In the case of Munro v. M'Geochs, which is the last of the cases on this subject, the facts were all the other way. The lease there was for nineteen years, and the parties were not entitled to put an end to it even on the ground that the landiord's obligations under the lease had not been fulfilled. The tenant protested from the outset against the condition of the buildings, and only paid a sum to account for the first half-year's rent, and this went on till the question came to be tried. There was nothing like acquiescence or abandonment of the claim. On the contrary, there was a constant demand by the tenant on the landlord that the buildings should be put in repair. I can scarcely conceive a more complete contrast than between that case and the present.

Further, if we look at the correspondence we see that the demand made by the tenant was not justified by the terms of the lease at all. It was not made till August 1885, and then it was a demand for new houses. But there is nothing of that kind in the lease; there is nothing in the lease except a stipulation for repairs on existing buildings. Therefore the demand which was made during the currency of the lease was not a demand in terms of the landlord's obligation. I am accordingly of opinion that the tenant's claim cannot be sustained.

Lord Mure—This is a very special case. The lease is substantially a lease for one year, with a power to either party to give notice to quit. The tenant entered into, and continued in possession of the farm, and paid the rent without giving any notice that he was going to quit to the landlord. In 1885 he wrote to the landlord expressing a wish to have some new buildings put up. These were not put up, but the tenant goes on paying rent for the next two years without any reservation, when he hands over to his cautioner whatever right he may have to demand damages for the loss he has sustained from the buildings not having been properly repaired. I am of opinion that he cannot raise a claim for damages now with the view of proving that the subjects were not handed over to him in the condition promised, but were in need of repair.

Lord Shand—The third head of the lease is in these terms—“The proprietrix agrees to put the whole buildings on the island let into a thorough state of repair.” That is an obligation which fell to be implemented by the landlord at the beginning of the lease, and I cannot doubt that the tenant would have been entitled to retain the rent, or at least a portion of the rent, until his landlord did so.

Now, if part of the subjects of a lease is not given to a tenant, or if the buildings are not put into the condition stipulated, so that the tenant in effect does not really get the full use of the subjects let, the tenant may retain a portion of the rent and claim for abatement.
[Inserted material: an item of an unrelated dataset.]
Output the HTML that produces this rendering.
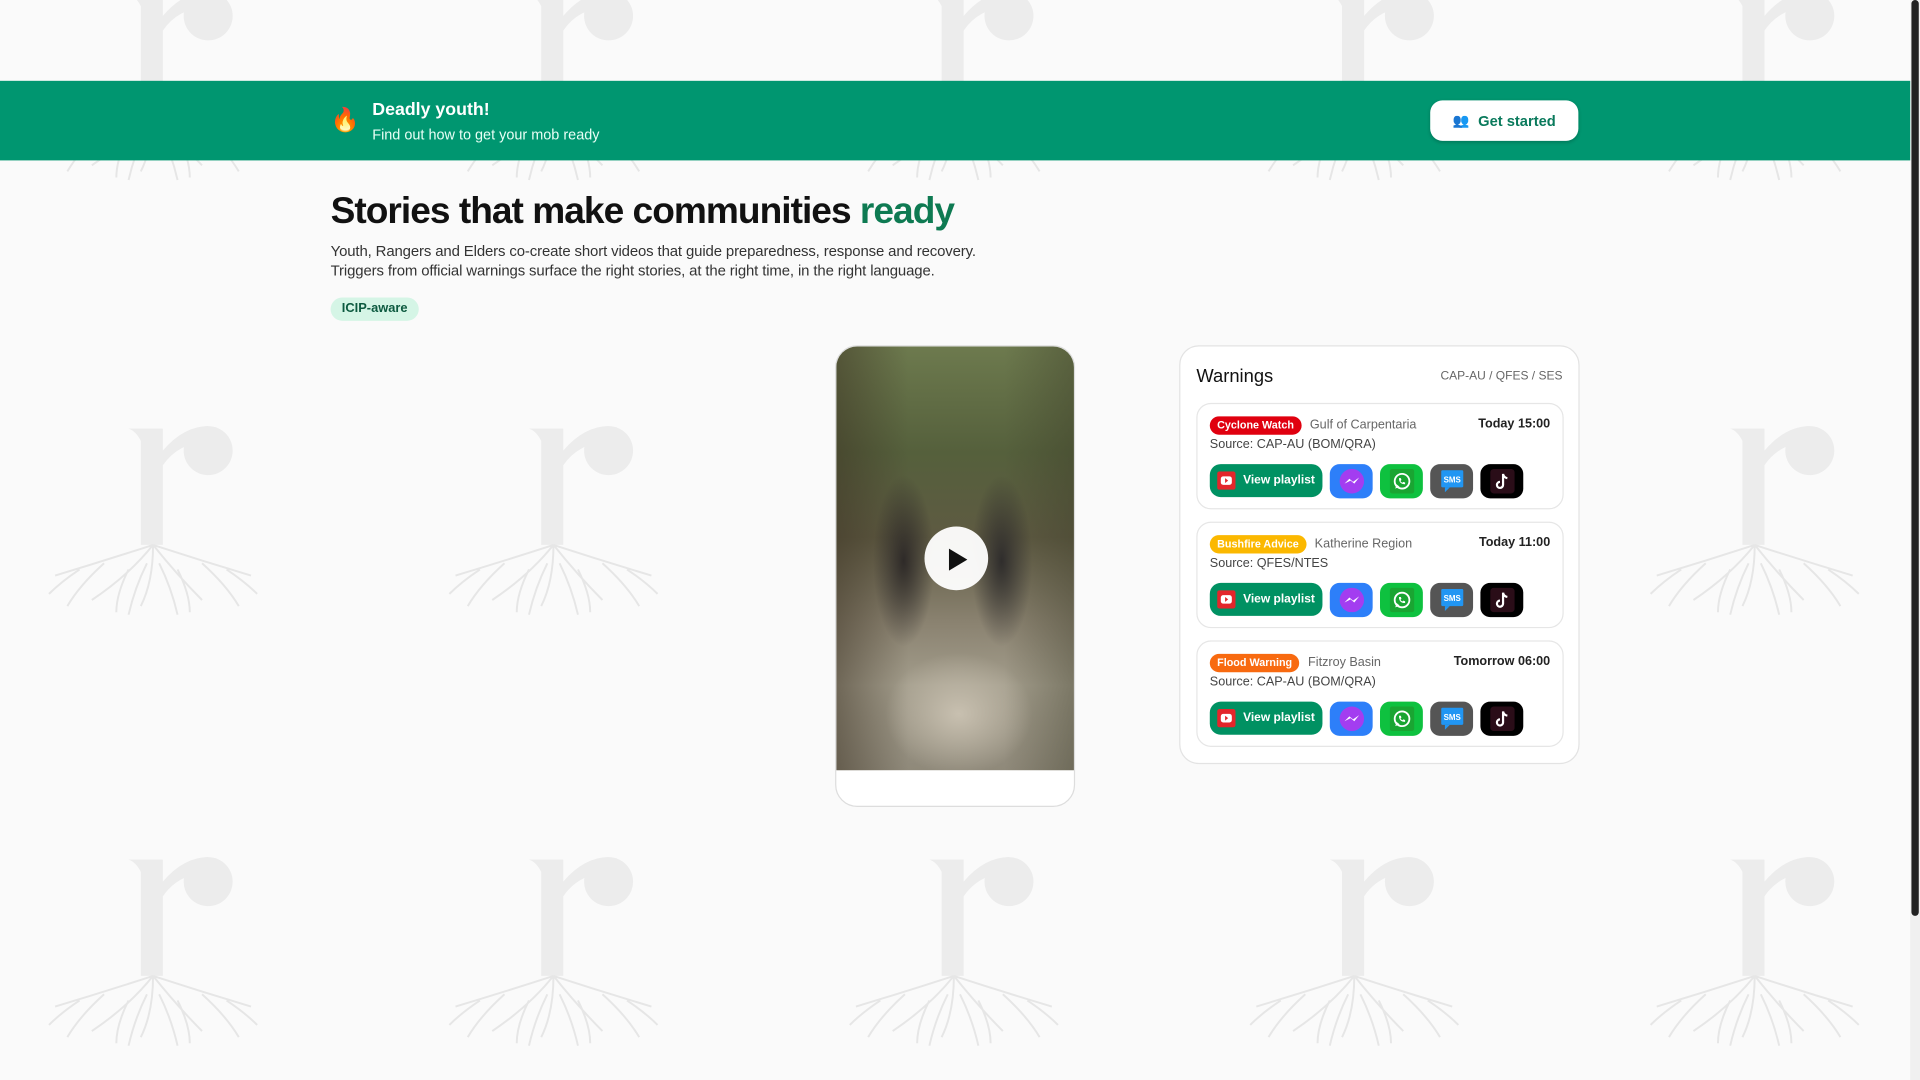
<!DOCTYPE html>
<html><head><meta charset="utf-8"><style>
*{box-sizing:border-box;margin:0;padding:0}
html,body{width:1920px;height:1080px;overflow:hidden;background:#fafafa;font-family:"Liberation Sans",sans-serif}
#s{position:absolute;left:0;top:0;width:1568px;height:882px;transform:scale(1.22449);transform-origin:0 0;background:#fafafa}
.abs{position:absolute}
.banner{left:0;top:66px;width:1560px;height:65px;background:#009670}
.btn{left:1168px;top:82px;width:121px;height:33px;background:#fff;border-radius:10px;color:#0a7a5c;font-weight:bold;font-size:12px;display:flex;align-items:center;justify-content:center;gap:7px;box-shadow:0 1px 3px rgba(0,0,0,.2)}
h1{position:absolute;left:270px;top:156px;font-size:30.3px;letter-spacing:-.8px;color:#111;font-weight:bold}
.p{left:270px;font-size:12.2px;color:#333;letter-spacing:-.1px}
.chip{left:270px;top:243px;width:72px;height:19px;border-radius:10px;background:#d5f5e6;color:#0d5a40;font-size:10.5px;font-weight:bold;text-align:center;line-height:19px}
.phone{left:682px;top:282px;width:196px;height:377px;border:1px solid #ddd;border-radius:18px;background:#fff;overflow:hidden}
.vid{position:absolute;left:0;top:0;width:196px;height:346px;background:
radial-gradient(ellipse 25px 70px at 55px 175px,#2e2a28,transparent),
radial-gradient(ellipse 25px 70px at 135px 175px,#2f2d2c,transparent),
radial-gradient(ellipse 60px 50px at 100px 300px,#c8c0b0,transparent),
linear-gradient(90deg,rgba(60,50,35,.5),transparent 30%,transparent 70%,rgba(60,60,40,.4)),
linear-gradient(180deg,#6d7a4e 0%,#55603c 25%,#5e5a42 45%,#8a8270 65%,#a39d8c 80%,#8f897a 100%)}
.play{position:absolute;left:72px;top:147px;width:52px;height:52px;border-radius:50%;background:#fff;opacity:.95}
.card{left:963px;top:282px;width:327px;height:342px;border:1px solid #e3e3e3;border-radius:16px;background:#fff}
.w{position:absolute;left:13px;width:300px;height:87px;border:1px solid #e6e6e6;border-radius:12px;background:#fff}
.hd{position:absolute;left:10px;top:10px;display:flex;align-items:center;gap:7px}
.tag{height:15px;border-radius:8px;color:#fff;font-size:8.8px;font-weight:bold;line-height:15px;padding:0 6px}
.reg{font-size:10.3px;color:#666}
.time{position:absolute;right:10px;top:11px;font-size:10.3px;color:#222;font-weight:bold}
.src{position:absolute;left:10px;top:28px;font-size:10.3px;color:#444}
.row{position:absolute;left:10px;top:49px;display:flex;gap:6px}
.vp{width:92px;height:27px;border-radius:9px;background:#009162;color:#fff;font-size:9.8px;font-weight:bold;display:flex;align-items:center;justify-content:center;gap:6px}
.ic{width:35px;height:28px;border-radius:8px;display:flex;align-items:center;justify-content:center}
</style></head><body><div id="s">
<svg class="abs" style="left:0;top:0" width="1560" height="882">
<defs><g id="r">
<path d="M-20 0 L8 0 L8 18 Q25 -2 45 -2 L45 10 Q20 12 8 30 L8 95 L-10 95 L-10 10 Q-14 2 -20 0Z" fill="#ececec"/>
<circle cx="45" cy="18" r="20" fill="#ececec"/>
<g stroke="#e6e6e6" stroke-width="1.6" fill="none">
<path d="M0 95 Q-40 108 -80 120 M0 95 Q-20 120 -50 140 M0 95 Q0 125 -10 145 M0 95 Q20 120 40 140 M0 95 Q40 108 80 120 M-40 110 Q-60 128 -70 145 M40 110 Q60 128 70 145 M-20 115 Q-30 135 -30 150 M20 115 Q30 135 30 150 M-60 115 Q-75 125 -85 135 M60 115 Q75 125 85 135 M-5 110 Q-15 130 -20 152 M5 110 Q15 130 20 152"/>
</g></g></defs>
<g transform="translate(125,-5)"><use href="#r" x="0"/><use href="#r" x="327"/><use href="#r" x="654"/><use href="#r" x="981"/><use href="#r" x="1308"/></g>
<g transform="translate(125,350)"><use href="#r" x="0"/><use href="#r" x="327"/><use href="#r" x="654"/><use href="#r" x="981"/><use href="#r" x="1308"/></g>
<g transform="translate(125,702)"><use href="#r" x="0"/><use href="#r" x="327"/><use href="#r" x="654"/><use href="#r" x="981"/><use href="#r" x="1308"/></g>
</svg>
<div class="abs" style="left:1560px;top:0;width:8px;height:882px;background:#f0f0f0"></div>
<div class="abs" style="left:1561px;top:0;width:6px;height:748px;background:#222;border-radius:3px"></div>
<div class="abs banner"></div>
<div class="abs" style="left:270px;top:86px;font-size:19px">🔥</div>
<div class="abs" style="left:304px;top:82px;color:#fff;font-weight:bold;font-size:14.5px">Deadly youth!</div>
<div class="abs" style="left:304px;top:103px;color:#e8fff6;font-size:11.8px">Find out how to get your mob ready</div>
<div class="abs btn"><span style="font-size:11px">👥</span>Get started</div>
<h1>Stories that make communities <span style="color:#0e7a52">ready</span></h1>
<div class="abs p" style="top:198px">Youth, Rangers and Elders co-create short videos that guide preparedness, response and recovery.</div>
<div class="abs p" style="top:214px">Triggers from official warnings surface the right stories, at the right time, in the right language.</div>
<div class="abs chip">ICIP-aware</div>
<div class="abs phone"><div class="vid"><div class="play"></div><svg style="position:absolute;left:90px;top:164px" width="20" height="20"><path d="M2 1 L17 10 L2 19Z" fill="#111"/></svg></div></div>
<div class="abs card">
<div class="abs" style="left:13px;top:16px;font-size:15px;color:#111">Warnings</div>
<div class="abs" style="right:13px;top:19px;font-size:9.8px;color:#666">CAP-AU / QFES / SES</div>
<div class="w" style="top:46px"><div class="hd"><div class="tag" style="background:#e0000f">Cyclone Watch</div><div class="reg">Gulf of Carpentaria</div></div><div class="time">Today 15:00</div><div class="src">Source: CAP-AU (BOM/QRA)</div>ROW</div>
<div class="w" style="top:143px"><div class="hd"><div class="tag" style="background:#fbb800">Bushfire Advice</div><div class="reg">Katherine Region</div></div><div class="time">Today 11:00</div><div class="src">Source: QFES/NTES</div>ROW</div>
<div class="w" style="top:240px"><div class="hd"><div class="tag" style="background:#f86a10">Flood Warning</div><div class="reg">Fitzroy Basin</div></div><div class="time">Tomorrow 06:00</div><div class="src">Source: CAP-AU (BOM/QRA)</div>ROW</div>
</div>
</div>
<script>
var row='<div class="row"><div class="vp"><svg width="15" height="15"><rect width="15" height="15" rx="2" fill="#e3262b"/><rect x="3" y="4" width="9" height="7" rx="2" fill="#fff"/><path d="M6.5 5.5L9 7.5 6.5 9.5Z" fill="#e3262b"/></svg>View playlist</div>'+
'<div class="ic" style="background:#2d7ff9"><svg width="20" height="20"><circle cx="10" cy="10" r="10" fill="#a33df0"/><path d="M4 12 L8 8 L11 10.5 L16 7 L12 12 L9 9.5Z" fill="#fff"/></svg></div>'+
'<div class="ic" style="background:#0ec13f"><svg width="20" height="20"><rect width="20" height="20" rx="2" fill="#1aa532"/><circle cx="10" cy="10" r="6" fill="none" stroke="#fff" stroke-width="1.5"/><path d="M4.5 16 L5.5 12.5 L8 14.5Z" fill="#fff"/><path d="M7.5 7.5 Q7.5 12.5 12.5 12.5 L12.5 11 L11 10.5 L10.3 11.2 Q8.8 10.5 8.8 9.7 L9.5 9 L9 7.5Z" fill="#fff"/></svg></div>'+
'<div class="ic" style="background:#555"><svg width="20" height="20"><rect x="1" y="1" width="18" height="14" rx="1" fill="#2196f3"/><path d="M4 15 L4 19 L8 15Z" fill="#2196f3"/><text x="10" y="11" font-size="6.5" font-weight="bold" fill="#fff" text-anchor="middle" font-family="Liberation Sans">SMS</text></svg></div>'+
'<div class="ic" style="background:#000"><svg width="20" height="20"><rect width="20" height="20" rx="3" fill="#2a0d18"/><path d="M10.5 4 L10.5 13 A2.5 2.5 0 1 1 8 10.5 M10.5 4 Q11 7 14 7.5" fill="none" stroke="#fff" stroke-width="1.8"/></svg></div></div>';
document.querySelectorAll('.w').forEach(function(w){w.innerHTML=w.innerHTML.replace('ROW',row)});
</script>
</body></html>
In the latter, and it may be in both cases, the mode of making the claim may be by stating the amount of damages. The claim is substantially a claim for abatement, although the damage caused to the tenant may be the measure of the claim. I cannot doubt therefore that if in the first year of the lease the tenant in this case had, as in Munro v. M'Geochs, intimated that the repairs were insufficient, and this was the fact, he would have been entitled to retain part of the rent, and so for the second, third, and fourth years.

The peculiarity of this case, however, appears to be that a large sum was expended by the landlord during the first year, and the tenant paid the rent down to the end of the fourth year without making any claim for abatement. The only writing we have indicates that the claim made in regard to buildings was a request for new buildings

Page: 228

with a view to the tenant's going on with the lease for a period of some endurance. There is no retention by the tenant of part of the rent, and no indication that he considered that the terms of the lease had not been fulfilled. I am quite clear that the notion of sustaining a claim for damages for the whole period is out of the question.

The only point of any nicety is, whether in lieu of £80 the tenant can now claim an abatement of £16, and make it applicable to his occupation of the subjects for the last year. With reference to that the obligation is peculiar. The lease is one from year to year, and by tacit relocation the obligations of the parties to each other may be the same in the last as in the first year of the tenant's occupation. But this particular obligation is of a peculiar kind. It is plain that five years before there was an obligation to put the subjects in order. It seems to be also clear that in the first year there was outlay by the landlord on the buildings. In these circumstances, and no objection having been made to the payment of the rent for four years, it would have required very clear notice on the part of the tenant that he held the obligation to have been unfulfilled by the landlord in order to raise a claim now. The tenant now says the obligation should apply to the fifth year of the lease, but I think he is barred by his actings, and the absence of any earlier demand from demanding any abatement even in the last year.

The result is that I think the Lord Ordinary's interlocutor should be recalled and the defences repelled.

Lord Adam—It does not appear to me that this claim on the part of the defender is one of abatement of rent at all. It is a claim that the tenant shall not be called upon to pay any portion of the last half-year's rent in respect of loss or damage sustained during the whole of the currency of the lease. If the claim was one for abatement of rent, the loss for each previous year would have been set off against the rent for that year. That would have been the proper way of stating the claim. But that is not so here, for each portion was paid without reservation, and no claim for abatement was made, and so matters continued till the last half-year, and, as I have said before, no claim is set up to retain the portion of rent corresponding to the extent of the farm in which the tenant was not in possession in that half-year. The claim is that the whole loss incurred during the whole currency of the lease shall be set off against that which is, I think, a proper claim for rent for the last half-year. It is an attempt to set off an illiquid claim of damages against a liquid claim of rent.

That being in my opinion the meaning of the record, I am of opinion that we must recal the interlocutor reclaimed against, repel the defences, and grant decree against the defender.

The Court recalled the interlocutor reclaimed against, repelled the defences, and decerned against the defender Duncan Buchanan in terms of the libel.

Counsel:

Counsel for the Pursuer— M'Kechnie— G. W. Burnet. Agent— D. Maclachlan, S.S.C.

Counsel for the Defender— D.-F. Mackintosh— Watt. Agents— Clark & Macdonald, S.S.C.